Verwaltungsgericht Augsburg: Klimacamp ist vom Versammlungsrecht gedeckt
Das Augsburger Verwaltungsgericht gibt dem Eilantrag des „Klima-Camp“ statt: Das Verwaltungsgericht Augsburg hat mit Beschluss vom heutigen Tag einem Eilantrag eines Vertreters der örtlichen „Fridays For Future“-Gruppierung (Antragsteller) gegen einen Feststellungsbescheid der Stadt Augsburg stattgegeben. Die Stadt hatte dem Klimacamp, das gegen die Energiepolitik der Bundesrepublik Deutschland demonstriert, die Eigenschaft der Versammlung abgesprochen.
Die Aktivisten meldeten eine Versammlung mit dem Thema „Klimagerechtigkeit“ ab dem 1. Juli 2020 bis auf weiteres auf dem Fischmarkt, einer Fläche unmittelbar neben dem Rathaus der Stadt Augsburg, an. Als Kundgebungsmittel wurden Transparente, Megafone, Kreide, eine Filmleinwand, Isomatten, ein Pavillon, sogenannte. „Gehzeuge“, Sofas, Tische, Stühle, Autoreifen und Schränke genannt. Die Stadt Augsburg ordnete die Veranstaltung zunächst als Versammlung ein und erließ versammlungsrechtliche Beschränkungen. Am 2., 3. und 5. Juli 2020 begannen und endeten am Veranstaltungsort Demonstrationszüge. Am 2. und 5. Juli 2020 fanden „Rathausbesetzungen/-blockaden“ statt. Auszügen aus sozialen Medien nach umfasste die Veranstaltung zudem das Angebot von Speisen, das Malen von Bannern und sogenanntes „Klimaturnen“.

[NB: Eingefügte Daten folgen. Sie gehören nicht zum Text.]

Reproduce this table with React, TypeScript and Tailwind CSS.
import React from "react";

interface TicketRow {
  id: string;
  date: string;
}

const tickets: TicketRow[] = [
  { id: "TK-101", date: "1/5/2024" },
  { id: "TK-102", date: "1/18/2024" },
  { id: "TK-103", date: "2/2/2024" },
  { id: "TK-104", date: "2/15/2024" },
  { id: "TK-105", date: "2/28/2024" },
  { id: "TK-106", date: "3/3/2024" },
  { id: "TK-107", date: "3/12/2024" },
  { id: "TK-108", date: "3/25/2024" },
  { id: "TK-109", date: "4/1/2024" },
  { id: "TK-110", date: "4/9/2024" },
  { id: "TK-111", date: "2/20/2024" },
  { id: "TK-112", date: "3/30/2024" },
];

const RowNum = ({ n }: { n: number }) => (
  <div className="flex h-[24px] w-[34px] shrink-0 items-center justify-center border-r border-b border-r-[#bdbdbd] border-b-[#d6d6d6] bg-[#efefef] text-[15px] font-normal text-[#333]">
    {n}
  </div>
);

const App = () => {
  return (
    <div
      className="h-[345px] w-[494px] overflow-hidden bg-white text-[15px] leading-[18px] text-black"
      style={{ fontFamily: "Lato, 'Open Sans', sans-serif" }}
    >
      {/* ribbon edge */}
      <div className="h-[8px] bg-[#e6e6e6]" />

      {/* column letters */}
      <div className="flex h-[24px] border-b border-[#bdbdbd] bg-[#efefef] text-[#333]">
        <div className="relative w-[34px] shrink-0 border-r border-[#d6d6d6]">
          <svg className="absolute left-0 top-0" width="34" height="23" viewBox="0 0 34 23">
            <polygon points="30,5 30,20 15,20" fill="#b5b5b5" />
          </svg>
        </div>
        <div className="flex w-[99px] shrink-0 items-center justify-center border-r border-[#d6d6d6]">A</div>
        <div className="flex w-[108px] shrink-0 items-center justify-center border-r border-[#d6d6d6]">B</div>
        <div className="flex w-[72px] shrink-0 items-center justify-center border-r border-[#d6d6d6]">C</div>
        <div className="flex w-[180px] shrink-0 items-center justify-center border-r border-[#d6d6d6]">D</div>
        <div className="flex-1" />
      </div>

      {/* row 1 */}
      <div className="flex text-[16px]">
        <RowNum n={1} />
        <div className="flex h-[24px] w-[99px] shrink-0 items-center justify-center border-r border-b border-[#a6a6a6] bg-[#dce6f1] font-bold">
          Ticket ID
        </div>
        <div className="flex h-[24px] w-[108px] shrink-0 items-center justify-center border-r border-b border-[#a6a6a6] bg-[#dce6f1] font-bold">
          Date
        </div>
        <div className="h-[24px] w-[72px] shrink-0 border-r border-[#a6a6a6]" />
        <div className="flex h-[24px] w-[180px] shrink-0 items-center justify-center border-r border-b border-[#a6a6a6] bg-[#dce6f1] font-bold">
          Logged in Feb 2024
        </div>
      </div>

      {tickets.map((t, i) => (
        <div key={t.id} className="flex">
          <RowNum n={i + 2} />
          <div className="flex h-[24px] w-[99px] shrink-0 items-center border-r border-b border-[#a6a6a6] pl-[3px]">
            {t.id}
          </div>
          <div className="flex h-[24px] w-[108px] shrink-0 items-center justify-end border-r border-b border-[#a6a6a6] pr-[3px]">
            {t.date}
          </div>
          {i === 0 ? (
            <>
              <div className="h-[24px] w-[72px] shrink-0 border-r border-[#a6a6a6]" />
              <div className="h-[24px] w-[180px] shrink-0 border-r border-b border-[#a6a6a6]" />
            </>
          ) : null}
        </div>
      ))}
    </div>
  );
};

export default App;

Mit Bescheid vom 10. Juli 2020 stellte die Stadt Augsburg fest, dass die seit dem 1. Juli 2020 auf dem Fischmarkt stattfindende Veranstaltung keine öffentliche Versammlung darstelle und nicht mehr von Art. 8 GG gedeckt sei. Die durchgeführten Demonstrationszüge würden eigene Versammlungen darstellen. Anderen Aktionen habe der räumliche oder inhaltliche Zusammenhang mit dem „Klima-Camp“ gefehlt. Aktionen, wie das Malen von Bannern oder Workshops dienten der Vorbereitung weiterer Versammlungen. Zahlreiche Aktionen hätten keinen Bezug zur Meinungskundgabe oder zum Versammlungsthema „Klimagerechtigkeit“. Das „Klima-Camp“ stelle daher in einer Gesamtbetrachtung keine eigenständige Versammlung (mehr) dar. Aus dieser Interpretation heraus sah die Stadt die Notwendigkeit einer Räumung, da nach Rechtsauffassung der Stadt somit Haus- und Landfriedensbruch vorliege.
Gegen den Feststellungsbescheid der Stadt Augsburg wandten sich die Aktivisten erfolgreich mit einem Eilantrag an das Verwaltungsgericht Augsburg. Die 8. Kammer des Verwaltungsgerichts Augsburg kam nämlich zu dem Ergebnis, dass die getroffene Feststellung, die Veranstaltung des Antragstellers sei keine Versammlung (mehr), nicht zutrifft.
Das „Klima-Camp“ stelle nach seinem Gesamtgepräge eine Versammlung im Sinne des Bayerischen Versammlungsgesetzes dar, weil es überwiegend auf die Teilhabe an der öffentlichen Meinungsbildung gerichtet sei. Es ziele darauf ab, die Öffentlichkeit auf die aus Sicht des Antragstellers bestehende klimapolitische Situation aufmerksam zu machen. Dies komme durch die dauerhafte Präsenz der Veranstaltungsteilnehmer am Veranstaltungsort unter Verwendung von Transparenten zum Thema „Klimagerechtigkeit“ zum Ausdruck. Außerdem fänden Aktionen wie Sprechchöre und Reden zum Versammlungsthema, Umfragen der Bevölkerung und Vorträge zum Versammlungsthema am Veranstaltungsort statt. Angesichts dieses Schwerpunkts sei nach Überzeugung des Gerichts unschädlich, dass im Rahmen des Klima-Camps auch Aktionen und Workshops angeboten würden, die nicht unmittelbar mit dem Versammlungsthema„Klimagerechtigkeit“ in Zusammenhang stünden.
Gegen den Beschluss steht der Stadt Augsburg die Beschwerde zum Bayerischen Verwaltungsgerichtshof zu.